En el capítulo 12 de Tania, el Alter Rebe introduce el concepto de que cada ser humano tiene pensamientos que surgen en forma automática, basándose en el temperamento de la persona o a hábitos y modelos de pensamiento que tenía en el pasado. Él explica que estos pensamientos pueden ser erróneos o engañosos, pero no descalifican a la persona, no la catalogan como una persona malvada, porque son algo natural. De nosotros depende que nos tomemos esa pausa tan crucial a fin de decidir si es conveniente hacer hincapié en ese pensamiento o es conveniente elegir de forma consciente pensar en otra cosa.

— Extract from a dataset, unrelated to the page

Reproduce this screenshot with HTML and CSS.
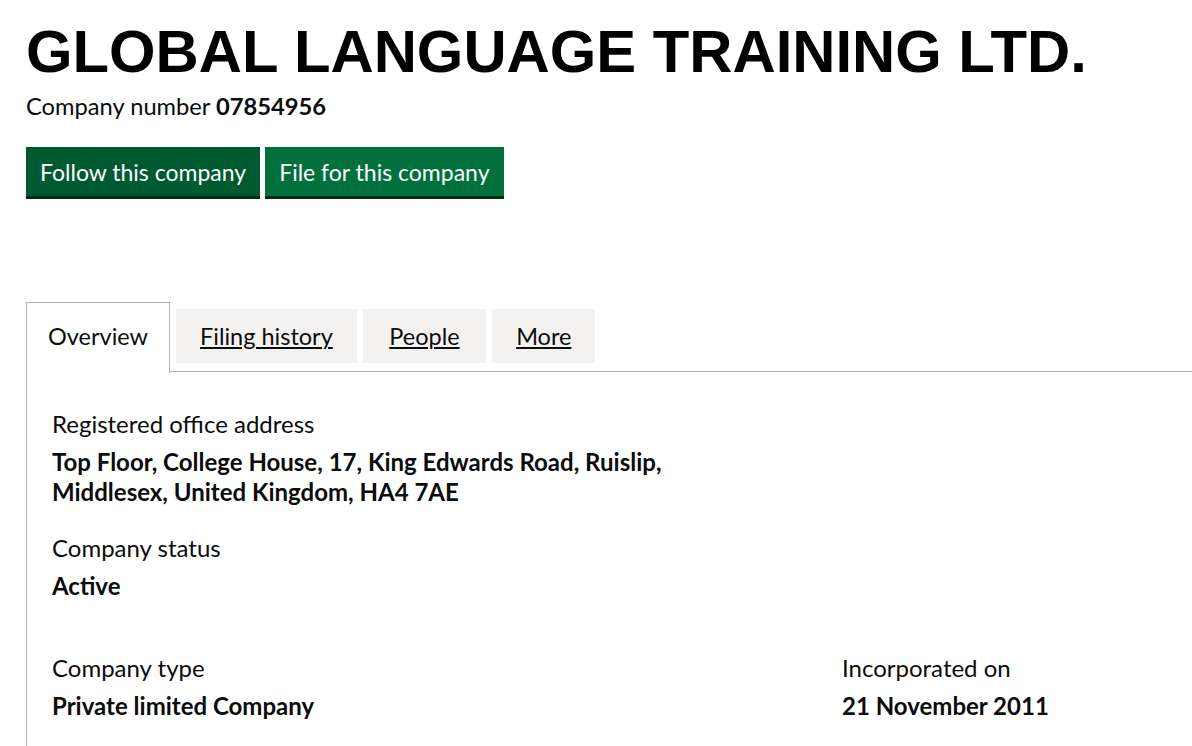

Por ejemplo, si alguien te causó daño, es probable que tengas pensamientos de enojo o pensamientos de represalia. Estos pensamientos surgen por sí solos, se originan en el corazón y llegan hasta el cerebro. Uno puede elegir: actuar basándose en la reacción inicial o reflexionar durante unos cuantos minutos y, luego, analizar cuál es la forma más apropiada de reaccionar.
Ese día, en la comisaría, aprendí algo muy importante. Con facilidad podría haber cometido el error de pronunciar mi veredicto respecto al número dos, porque en verdad se parecía en aspecto al número cuatro. Pero cuando se trata de decidir qué persona es la culpable, vale la pena que la reacción inicial dé paso a una segunda opinión. Vale la pena hacer una pausa y escuchar a escondidas aquellas verdades que surgen desde adentro de uno mismo.
Resulta que, tras cuidadosas deliberaciones, di con la persona correcta. Todas las personas que habían sido asaltadas apuntaron directamente al mismo blanco.